# Objective:
In the entries below, count every line with the word "TypeScript". Return only the count.

# Data rows:

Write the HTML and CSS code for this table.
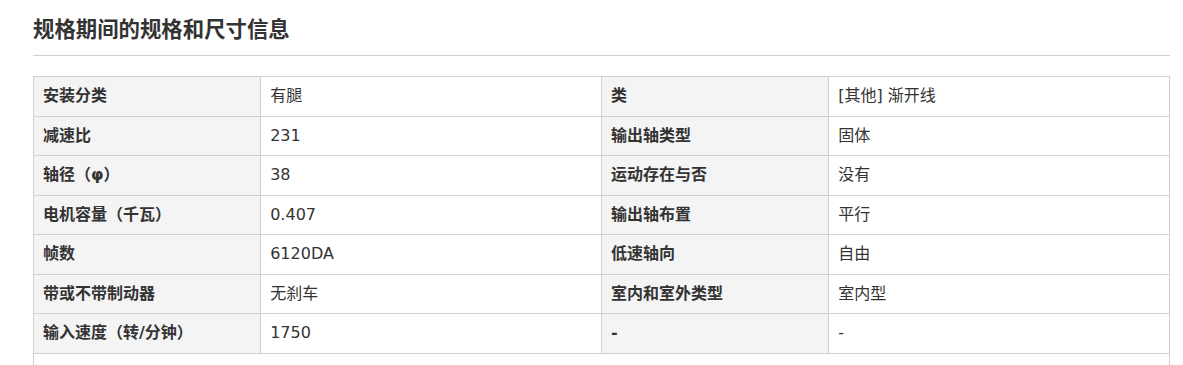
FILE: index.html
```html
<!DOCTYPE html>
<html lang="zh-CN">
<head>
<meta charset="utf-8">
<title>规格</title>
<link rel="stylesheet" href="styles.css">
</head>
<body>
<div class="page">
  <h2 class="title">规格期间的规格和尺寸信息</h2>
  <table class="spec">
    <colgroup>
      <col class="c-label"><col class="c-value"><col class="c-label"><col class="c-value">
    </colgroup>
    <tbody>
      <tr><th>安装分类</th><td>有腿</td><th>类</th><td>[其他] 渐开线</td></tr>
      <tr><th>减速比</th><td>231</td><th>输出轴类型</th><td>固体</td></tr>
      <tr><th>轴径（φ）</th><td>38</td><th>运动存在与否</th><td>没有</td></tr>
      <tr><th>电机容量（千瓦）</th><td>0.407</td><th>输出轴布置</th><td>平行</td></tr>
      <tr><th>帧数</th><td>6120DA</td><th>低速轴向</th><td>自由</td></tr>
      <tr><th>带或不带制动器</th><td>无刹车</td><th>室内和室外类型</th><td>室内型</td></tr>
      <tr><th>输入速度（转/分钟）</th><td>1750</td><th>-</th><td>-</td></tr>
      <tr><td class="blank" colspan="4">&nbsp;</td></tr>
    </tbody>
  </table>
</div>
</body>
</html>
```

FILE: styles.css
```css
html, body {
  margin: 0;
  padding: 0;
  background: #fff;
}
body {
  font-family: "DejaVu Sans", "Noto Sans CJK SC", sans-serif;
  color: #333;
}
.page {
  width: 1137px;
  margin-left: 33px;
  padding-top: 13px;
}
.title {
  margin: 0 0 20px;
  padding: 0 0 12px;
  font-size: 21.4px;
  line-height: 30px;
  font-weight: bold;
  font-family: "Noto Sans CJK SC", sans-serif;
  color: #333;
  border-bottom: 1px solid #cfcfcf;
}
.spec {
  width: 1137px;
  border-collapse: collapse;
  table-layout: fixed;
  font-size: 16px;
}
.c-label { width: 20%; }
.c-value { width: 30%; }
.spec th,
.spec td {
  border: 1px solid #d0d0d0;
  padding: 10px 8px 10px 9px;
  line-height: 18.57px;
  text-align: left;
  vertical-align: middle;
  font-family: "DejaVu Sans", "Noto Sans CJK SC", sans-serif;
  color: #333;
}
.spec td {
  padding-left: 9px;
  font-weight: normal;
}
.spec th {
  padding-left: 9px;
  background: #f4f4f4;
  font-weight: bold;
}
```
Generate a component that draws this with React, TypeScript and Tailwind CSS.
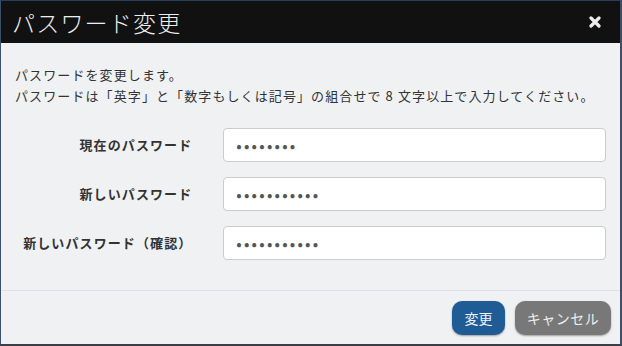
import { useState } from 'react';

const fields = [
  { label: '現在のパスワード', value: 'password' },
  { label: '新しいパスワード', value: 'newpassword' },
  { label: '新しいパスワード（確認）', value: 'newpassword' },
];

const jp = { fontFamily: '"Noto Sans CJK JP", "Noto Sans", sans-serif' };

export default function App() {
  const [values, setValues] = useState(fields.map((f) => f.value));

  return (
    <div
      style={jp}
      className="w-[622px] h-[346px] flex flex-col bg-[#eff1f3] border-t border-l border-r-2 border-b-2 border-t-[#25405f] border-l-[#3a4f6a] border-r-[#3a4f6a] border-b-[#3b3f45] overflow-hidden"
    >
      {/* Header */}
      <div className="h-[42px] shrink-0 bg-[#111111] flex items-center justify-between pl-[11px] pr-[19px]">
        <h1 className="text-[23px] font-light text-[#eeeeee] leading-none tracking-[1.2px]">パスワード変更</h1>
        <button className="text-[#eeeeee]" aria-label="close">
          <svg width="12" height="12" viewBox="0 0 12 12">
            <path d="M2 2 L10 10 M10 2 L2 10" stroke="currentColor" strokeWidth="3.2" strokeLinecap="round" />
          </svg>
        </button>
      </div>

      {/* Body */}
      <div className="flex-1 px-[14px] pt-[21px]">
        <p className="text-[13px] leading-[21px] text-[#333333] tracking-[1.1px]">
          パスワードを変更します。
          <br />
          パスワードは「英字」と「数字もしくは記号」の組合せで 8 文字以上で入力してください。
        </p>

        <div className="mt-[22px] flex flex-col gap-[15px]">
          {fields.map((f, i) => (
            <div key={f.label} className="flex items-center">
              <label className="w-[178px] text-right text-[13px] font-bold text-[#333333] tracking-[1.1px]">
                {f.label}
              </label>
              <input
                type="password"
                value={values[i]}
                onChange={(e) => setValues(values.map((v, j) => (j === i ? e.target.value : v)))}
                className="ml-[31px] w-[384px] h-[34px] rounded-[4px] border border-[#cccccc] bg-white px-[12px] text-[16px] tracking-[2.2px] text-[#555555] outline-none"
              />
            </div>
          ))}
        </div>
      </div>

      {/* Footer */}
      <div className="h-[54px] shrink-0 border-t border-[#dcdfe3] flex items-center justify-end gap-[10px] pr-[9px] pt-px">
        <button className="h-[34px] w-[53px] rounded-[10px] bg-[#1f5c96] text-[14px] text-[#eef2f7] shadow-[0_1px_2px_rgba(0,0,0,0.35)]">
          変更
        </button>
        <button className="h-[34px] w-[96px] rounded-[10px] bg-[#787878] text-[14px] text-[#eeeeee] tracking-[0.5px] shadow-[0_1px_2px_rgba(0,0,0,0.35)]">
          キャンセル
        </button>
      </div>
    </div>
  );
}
--
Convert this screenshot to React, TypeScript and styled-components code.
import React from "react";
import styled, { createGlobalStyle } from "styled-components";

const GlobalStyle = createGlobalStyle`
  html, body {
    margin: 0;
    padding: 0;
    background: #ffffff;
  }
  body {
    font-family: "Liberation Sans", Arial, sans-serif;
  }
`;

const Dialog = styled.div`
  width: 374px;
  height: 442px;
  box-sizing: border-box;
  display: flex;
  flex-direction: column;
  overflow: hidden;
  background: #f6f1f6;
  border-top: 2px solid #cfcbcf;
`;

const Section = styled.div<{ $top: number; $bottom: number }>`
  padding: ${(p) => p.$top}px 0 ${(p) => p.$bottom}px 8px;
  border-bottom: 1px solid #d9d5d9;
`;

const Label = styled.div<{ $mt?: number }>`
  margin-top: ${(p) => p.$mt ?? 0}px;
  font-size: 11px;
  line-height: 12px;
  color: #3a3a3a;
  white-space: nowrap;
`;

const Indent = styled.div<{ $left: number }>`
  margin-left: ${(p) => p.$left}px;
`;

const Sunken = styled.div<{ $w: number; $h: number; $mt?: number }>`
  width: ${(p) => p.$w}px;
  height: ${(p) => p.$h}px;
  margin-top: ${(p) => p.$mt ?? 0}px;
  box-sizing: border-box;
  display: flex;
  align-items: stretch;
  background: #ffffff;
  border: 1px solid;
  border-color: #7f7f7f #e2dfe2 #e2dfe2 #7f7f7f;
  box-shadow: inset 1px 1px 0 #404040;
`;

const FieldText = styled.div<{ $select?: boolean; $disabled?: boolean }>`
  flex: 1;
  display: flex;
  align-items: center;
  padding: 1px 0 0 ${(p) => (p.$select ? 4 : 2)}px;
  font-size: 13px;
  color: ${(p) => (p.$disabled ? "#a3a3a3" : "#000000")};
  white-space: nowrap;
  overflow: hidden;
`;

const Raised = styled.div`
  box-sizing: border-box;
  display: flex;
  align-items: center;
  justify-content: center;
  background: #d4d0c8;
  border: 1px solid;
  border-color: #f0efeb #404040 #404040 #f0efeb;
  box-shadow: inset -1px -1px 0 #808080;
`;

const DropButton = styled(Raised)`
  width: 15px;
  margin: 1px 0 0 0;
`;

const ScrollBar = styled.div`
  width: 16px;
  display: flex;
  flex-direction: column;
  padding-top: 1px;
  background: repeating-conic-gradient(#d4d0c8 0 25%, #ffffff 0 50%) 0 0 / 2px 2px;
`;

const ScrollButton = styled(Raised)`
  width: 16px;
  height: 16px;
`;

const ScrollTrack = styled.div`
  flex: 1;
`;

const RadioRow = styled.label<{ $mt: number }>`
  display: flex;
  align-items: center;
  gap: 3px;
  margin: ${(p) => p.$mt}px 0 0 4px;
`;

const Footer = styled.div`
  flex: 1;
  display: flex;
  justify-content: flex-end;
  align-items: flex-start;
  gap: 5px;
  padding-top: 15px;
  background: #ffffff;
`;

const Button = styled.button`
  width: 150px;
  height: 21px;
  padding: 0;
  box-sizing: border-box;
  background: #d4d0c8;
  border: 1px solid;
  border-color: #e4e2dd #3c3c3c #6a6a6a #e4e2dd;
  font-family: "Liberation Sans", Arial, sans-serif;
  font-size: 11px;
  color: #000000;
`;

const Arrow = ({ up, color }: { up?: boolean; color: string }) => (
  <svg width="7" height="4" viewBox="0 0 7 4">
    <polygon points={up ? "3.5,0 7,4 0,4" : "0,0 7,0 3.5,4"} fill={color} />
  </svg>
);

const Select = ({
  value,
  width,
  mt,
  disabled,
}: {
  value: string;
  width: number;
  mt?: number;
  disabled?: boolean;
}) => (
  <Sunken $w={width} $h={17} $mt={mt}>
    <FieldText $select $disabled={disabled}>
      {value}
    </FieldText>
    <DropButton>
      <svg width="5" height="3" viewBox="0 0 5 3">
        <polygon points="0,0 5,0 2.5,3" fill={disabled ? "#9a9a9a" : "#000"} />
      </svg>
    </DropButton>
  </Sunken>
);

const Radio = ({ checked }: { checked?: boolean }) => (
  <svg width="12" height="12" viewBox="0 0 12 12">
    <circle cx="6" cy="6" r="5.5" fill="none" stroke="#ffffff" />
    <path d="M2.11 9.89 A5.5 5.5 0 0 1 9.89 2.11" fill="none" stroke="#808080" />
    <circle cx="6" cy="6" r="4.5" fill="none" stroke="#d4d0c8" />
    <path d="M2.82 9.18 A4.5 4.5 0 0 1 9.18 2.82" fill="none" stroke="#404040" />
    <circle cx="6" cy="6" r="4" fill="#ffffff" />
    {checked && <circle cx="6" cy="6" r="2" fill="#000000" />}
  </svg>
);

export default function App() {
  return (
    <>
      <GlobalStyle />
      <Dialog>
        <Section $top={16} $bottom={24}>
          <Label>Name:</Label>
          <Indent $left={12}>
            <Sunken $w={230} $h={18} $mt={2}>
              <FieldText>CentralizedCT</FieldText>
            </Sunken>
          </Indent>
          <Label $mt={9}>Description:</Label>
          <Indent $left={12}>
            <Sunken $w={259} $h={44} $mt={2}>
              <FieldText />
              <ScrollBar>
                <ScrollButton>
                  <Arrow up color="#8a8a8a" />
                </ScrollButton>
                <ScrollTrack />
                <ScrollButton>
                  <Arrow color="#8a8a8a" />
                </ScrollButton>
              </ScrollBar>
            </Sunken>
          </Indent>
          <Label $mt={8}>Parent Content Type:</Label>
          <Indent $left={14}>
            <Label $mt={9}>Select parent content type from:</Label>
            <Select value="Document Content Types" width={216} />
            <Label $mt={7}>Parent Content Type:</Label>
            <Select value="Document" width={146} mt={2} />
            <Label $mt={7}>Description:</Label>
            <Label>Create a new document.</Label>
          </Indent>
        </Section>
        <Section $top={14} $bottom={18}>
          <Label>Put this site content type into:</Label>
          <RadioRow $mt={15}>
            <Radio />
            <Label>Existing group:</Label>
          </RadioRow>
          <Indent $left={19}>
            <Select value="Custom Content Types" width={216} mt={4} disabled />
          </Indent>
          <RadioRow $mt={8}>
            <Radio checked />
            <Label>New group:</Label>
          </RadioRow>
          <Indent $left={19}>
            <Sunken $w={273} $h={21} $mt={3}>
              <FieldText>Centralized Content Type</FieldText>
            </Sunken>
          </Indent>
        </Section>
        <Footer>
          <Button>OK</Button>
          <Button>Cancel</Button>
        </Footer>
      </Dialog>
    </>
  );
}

# Response:
2